Una verdad antropológica sencilla pero fundamental es que el hombre, todo hombre y mujer, vive las palabras que lo habitan. Nuestra memoria es un almacén de palabras que inducen nuestra conducta y modelan nuestra identidad. Todos portamos un diálogo interior que determina nuestras relaciones con el mundo, con los otros y con nosotros mismos. Discursos grabados en nuestra niñez, convicciones aprendidas por experiencias y raudales de palabras que circulan en la vida social para acabar alojadas en nuestro memoria profunda.
Incluso en el periodo fetal, los padres ejercen su abrumadora influencia sobre los atributos físicos y mentales de los hijos. Más tarde, los niños graban para siempre comportamientos, creencias y actitudes que al generar rutas neuronales permanentes, actúan como verdades absolutas que moldearán inadvertidamente las potencialidades del hombre en su madurez. Me gusta denominarla programación subconsciente, que no sólo influirá en la conducta sino también en la propia fisiología.
La evolución desarrolló nuevas estructuras neurológicas en el hombre y con ellas, nuevos niveles de conciencia. Cuando los programas subconscientes entran en conflicto con las propuestas que nacen de la cepa de la consciencia, no hay mayor futilidad que razonar contra esos viejos programas subconscientes, ni mayor peligro que enzarzarse en campal batalla contra ellos, como así lo hizo el genial pianista de Shine.
La buena noticia es que podemos evitar ser víctimas de los sabotajes del subconsciente. Se abre la puerta del libre albedrío cuando la consciencia aprende a observar neutralmente esos contenidos y viejas palabras que nos habitan; cuando suspendiendo todo juicio de valor, alumbra las sombras de viejos rencores no resueltos o reabre templadamente viejas heridas para ventilarlas, abrazarlas e integrarlas. Atestigua entonces comportamientos inadecuados que puede detener y ofrecer a cambio creativas respuestas de valor. La puerta se abre cuando afrontamos los dos grandes impostores que son la ignorancia y la falta de consciencia.

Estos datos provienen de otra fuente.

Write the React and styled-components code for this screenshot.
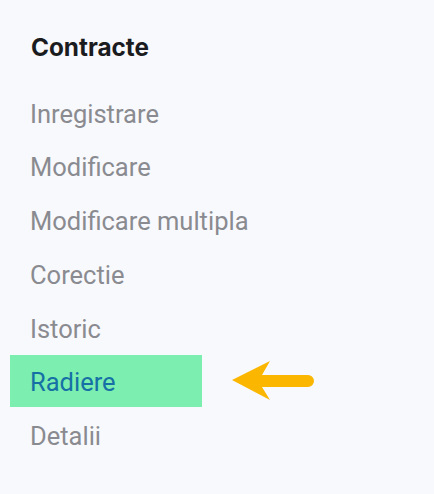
import React from "react";
import styled, { createGlobalStyle } from "styled-components";

const Global = createGlobalStyle`
  html, body { margin: 0; padding: 0; background: #f8f9fd; }
  body { font-family: Roboto, "Noto Sans", sans-serif; }
`;

const Sidebar = styled.nav`
  width: 434px;
  height: 494px;
  box-sizing: border-box;
  padding: 32px 0 0 10px;
  background: #f8f9fd;
`;

const Heading = styled.h2`
  margin: 0 0 0 21px;
  font-family: Inter, Roboto, sans-serif;
  font-weight: 700;
  font-size: 24.3px;
  line-height: 30px;
  color: #1b1c20;
`;

const List = styled.ul`
  list-style: none;
  margin: 24px 0 0 0;
  padding: 0;
  display: flex;
  flex-direction: column;
  gap: 1.8px;
`;

const Row = styled.li`
  position: relative;
  display: flex;
  align-items: center;
`;

const Item = styled.a`
  display: flex;
  align-items: center;
  box-sizing: border-box;
  width: 192px;
  height: 52px;
  padding-left: 20px;
  padding-top: 3px;
  font-size: 25.5px;
  color: ${(p) => (p.$active ? "#1670a5" : "#8a8b90")};
  background: ${(p) => (p.$active ? "#7beeb0" : "transparent")};
  text-decoration: none;
  white-space: nowrap;
`;

const Arrow = styled.svg`
  position: absolute;
  left: 212px;
  top: 6px;
`;

const items = [
  "Inregistrare",
  "Modificare",
  "Modificare multipla",
  "Corectie",
  "Istoric",
  "Radiere",
  "Detalii",
];

export default function App() {
  return (
    <>
      <Global />
      <Sidebar>
        <Heading>Contracte</Heading>
        <List>
          {items.map((t) => (
            <Row key={t}>
              <Item $active={t === "Radiere"}>{t}</Item>
              {t === "Radiere" && (
                <Arrow width="96" height="44" viewBox="0 0 96 44">
                  <path d="M10 19 L48 0 L40 14 L86 14 A6 6 0 0 1 86 26 L40 26 L48 39 Z" fill="#fbb700" />
                </Arrow>
              )}
            </Row>
          ))}
        </List>
      </Sidebar>
    </>
  );
}
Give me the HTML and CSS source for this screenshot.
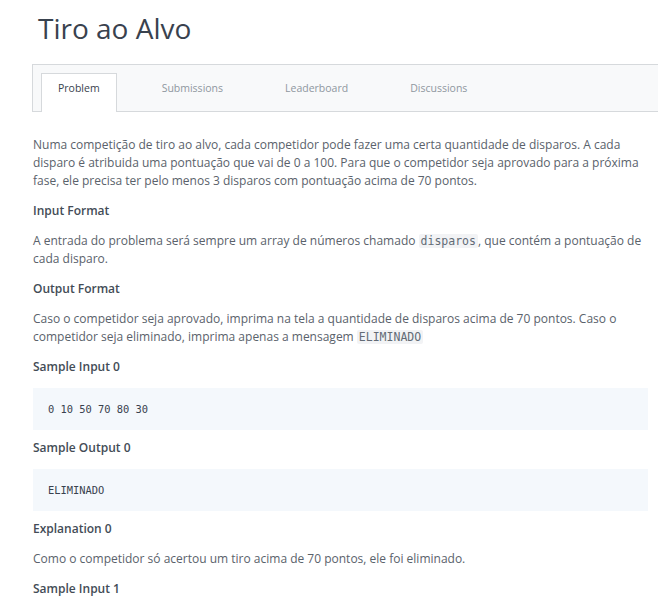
FILE: index.html
```html
<!DOCTYPE html>
<html lang="pt">
<head>
<meta charset="utf-8">
<title>Tiro ao Alvo</title>
<link rel="stylesheet" href="styles.css">
</head>
<body>
<div class="page">
  <h1 class="title">Tiro ao Alvo</h1>
  <nav class="tabs">
    <a class="tab active">Problem</a>
    <a class="tab">Submissions</a>
    <a class="tab">Leaderboard</a>
    <a class="tab">Discussions</a>
  </nav>
  <div class="content">
    <p class="para">Numa competição de tiro ao alvo, cada competidor pode fazer uma certa quantidade de disparos. A cada disparo é atribuida uma pontuação que vai de 0 a 100. Para que o competidor seja aprovado para a próxima fase, ele precisa ter pelo menos 3 disparos com pontuação acima de 70 pontos.</p>
    <h3 class="heading">Input Format</h3>
    <p class="para">A entrada do problema será sempre um array de números chamado <code class="inline">disparos</code>, que contém a pontuação de cada disparo.</p>
    <h3 class="heading">Output Format</h3>
    <p class="para">Caso o competidor seja aprovado, imprima na tela a quantidade de disparos acima de 70 pontos. Caso o competidor seja eliminado, imprima apenas a mensagem <code class="inline">ELIMINADO</code></p>
    <h3 class="heading">Sample Input 0</h3>
    <pre class="codeblock">0 10 50 70 80 30</pre>
    <h3 class="heading">Sample Output 0</h3>
    <pre class="codeblock">ELIMINADO</pre>
    <h3 class="heading">Explanation 0</h3>
    <p class="para">Como o competidor só acertou um tiro acima de 70 pontos, ele foi eliminado.</p>
    <h3 class="heading">Sample Input 1</h3>
  </div>
</div>
</body>
</html>
```
FILE: styles.css
```css
html, body {
  margin: 0;
  padding: 0;
  overflow: hidden;
  background: #ffffff;
}
body {
  font-family: "Open Sans", "Liberation Sans", sans-serif;
  color: #5a626b;
}
.page {
  padding: 0 10px 0 33px;
}
.title {
  margin: 0;
  padding: 8px 0 0 5px;
  font-size: 28px;
  line-height: 40px;
  font-weight: 400;
  color: #39424e;
}
.tabs {
  margin: 16px -40px 0 -1px;
  padding: 8px 8px 0;
  display: flex;
  gap: 28px;
  background: #f8f9fa;
  border: 1px solid #d6d9dc;
  border-right: none;
  height: 38px;
}
.tab {
  box-sizing: border-box;
  height: 39px;
  padding: 7px 16px 0;
  font-size: 10.5px;
  line-height: 14px;
  color: #8f979f;
  border: 1px solid transparent;
  border-bottom: none;
}
.tab.active {
  background: #ffffff;
  border-color: #d6d9dc;
  color: #39424e;
}
.content {
  padding-top: 24px;
}
.para {
  margin: 0 0 12px;
  font-size: 12px;
  line-height: 18px;
}
.heading {
  margin: 0 0 12px;
  font-size: 12px;
  line-height: 18px;
  font-weight: 600;
  color: #434c56;
}
.inline {
  font-family: "DejaVu Sans Mono", monospace;
  font-size: 11.5px;
  line-height: 14px;
  background: #f2f3f5;
  color: #626b75;
  padding: 0 2px;
  border-radius: 2px;
}
.codeblock {
  margin: 0 0 9px;
  height: 42px;
  box-sizing: border-box;
  padding: 0 15px;
  display: flex;
  align-items: center;
  font-family: "DejaVu Sans Mono", monospace;
  font-size: 10.4px;
  color: #39424e;
  background: #f4f8fc;
}
```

Si bien hoy disponemos de métodos más convencionales y rápidos aunque de resultados eventuales, como la fármacoterapia o la psicoterapia, el rescate de la innovadora y antiquísima práctica del silencio, como avenida de apertura a la realidad espiritual, constituye un instrumento privilegiado para mirar más allá de la apariencia de las cosas, para vivir bien la vida, en principios, en coherencia, en valores, y para contemplar desde el corazón –ese centro sagrado- otro lugar donde no hay pensamientos sino observación de pensamientos, donde no hay juicios sino observación de nuestras mezquindades.

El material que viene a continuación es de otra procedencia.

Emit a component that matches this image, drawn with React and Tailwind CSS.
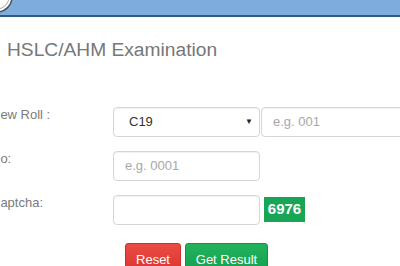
export default function App() {
  return (
    <div className="w-[400px] h-[266px] overflow-hidden bg-white" style={{ fontFamily: '"Liberation Sans", Arial, sans-serif' }}>
      <div className="h-[17px] bg-[#7eaddb] border-b-2 border-[#2b5a86] flex items-start">
        <svg width="14" height="15" viewBox="0 0 14 15" className="shrink-0">
          <circle cx="-3" cy="-3" r="15" fill="#ffffff" stroke="#4a4f57" strokeWidth="1.5" />
          <circle cx="-3" cy="-3" r="12" fill="none" stroke="#8a8f96" strokeWidth="0.8" />
        </svg>
      </div>

      <h1 className="mt-[22px] ml-[7px] text-[19.2px] leading-[21px] text-[#777777] font-normal">
        HSLC/AHM Examination
      </h1>

      <div className="mt-[47px] ml-[-9px]">
        <div className="flex items-start">
          <label className="w-[122px] shrink-0 pt-[1px] text-[13px] leading-[13px] text-[#7a7a7a]">New Roll :</label>
          <div className="w-[147px] h-[30px] shrink-0 border border-[#d6d6d6] rounded-[4px] flex items-center justify-between pl-[15px] pr-[6px] text-[13px] text-[#333333] shadow-[inset_0_1px_1px_rgba(0,0,0,0.06)]">
            <span>C19</span>
            <span className="text-[8px] text-[#222222]">▼</span>
          </div>
          <div className="ml-[1px] w-[200px] h-[30px] shrink-0 border border-[#d6d6d6] rounded-[4px] flex items-center pl-[11px] text-[13px] text-[#a8a8a8] shadow-[inset_0_1px_1px_rgba(0,0,0,0.06)]">
            e.g. 001
          </div>
        </div>

        <div className="flex items-start mt-[14px]">
          <label className="w-[122px] shrink-0 pt-[1px] text-[13px] leading-[13px] text-[#7a7a7a]">No:</label>
          <div className="w-[147px] h-[30px] shrink-0 border border-[#d6d6d6] rounded-[4px] flex items-center pl-[11px] text-[13px] text-[#a8a8a8] shadow-[inset_0_1px_1px_rgba(0,0,0,0.06)]">
            e.g. 0001
          </div>
        </div>

        <div className="flex items-start mt-[14px]">
          <label className="w-[122px] shrink-0 pt-[1px] text-[13px] leading-[13px] text-[#7a7a7a]">Captcha:</label>
          <div className="w-[147px] h-[30px] shrink-0 border border-[#d6d6d6] rounded-[4px] shadow-[inset_0_1px_1px_rgba(0,0,0,0.06)]" />
          <div className="ml-[4px] mt-[2px] w-[41px] h-[25px] bg-[#18a555] text-white font-bold text-[15px] flex items-center justify-center">
            6976
          </div>
        </div>

        <div className="flex gap-[4px] mt-[18px] ml-[134px]">
          <button className="w-[56px] h-[34px] rounded-[3px] bg-gradient-to-b from-[#ec4a44] to-[#d9332e] border border-[#c9302c] text-white text-[13px]">
            Reset
          </button>
          <button className="w-[83px] h-[34px] rounded-[3px] bg-gradient-to-b from-[#22b25e] to-[#139e4e] border border-[#12914a] text-white text-[13px]">
            Get Result
          </button>
        </div>
      </div>
    </div>
  )
}
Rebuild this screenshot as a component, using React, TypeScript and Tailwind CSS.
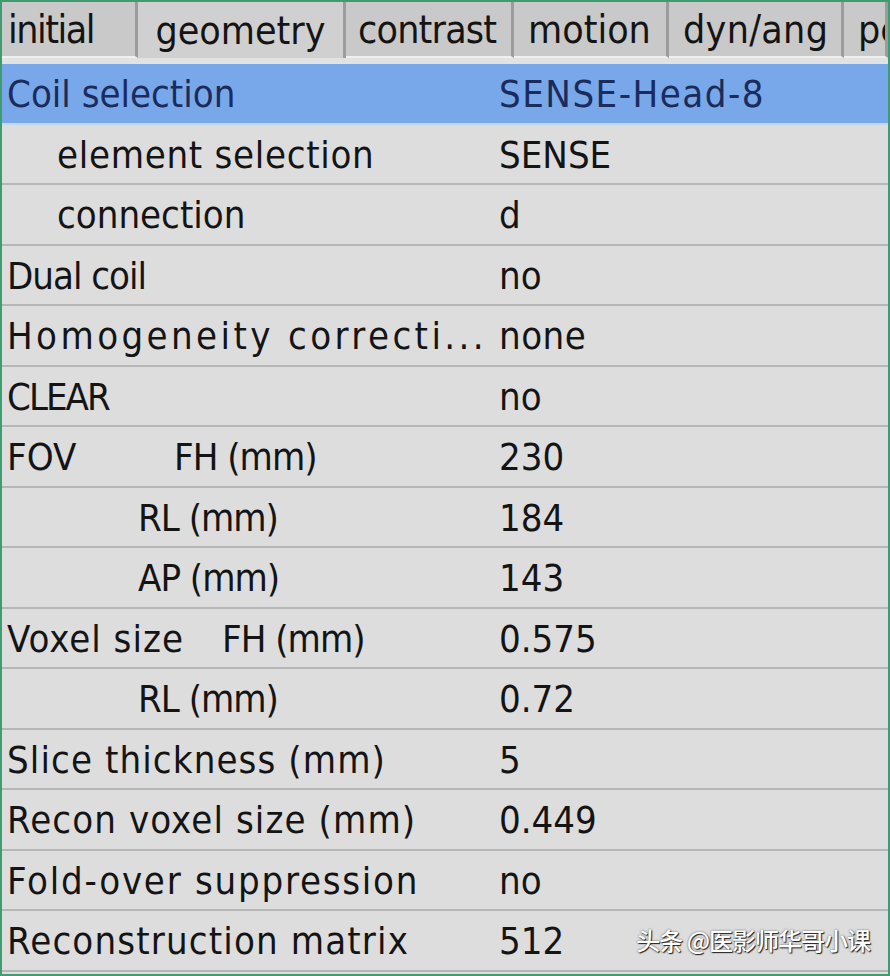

Comprometerse con el desarrollo de la consciencia implica la responsabilidad de recorrer el propio camino interior, de aprender a soltar el lastre de esos programas de creencias, rencores y duelos no resueltos que nos relacionan más con el sufrimiento, como fuente de enfermedad, que con el puro dolor, que es parte natural del camino de la vida. El sufrimiento es una negligencia de la mente inatenta que hace drama del dolor y vincula al victimismo y a un discurso interior cargado de veneno. La llegada del dolor puede, sin embargo, iniciarnos en el proceso de apertura del corazón y desvelar que es el momento de cultivar el silencio.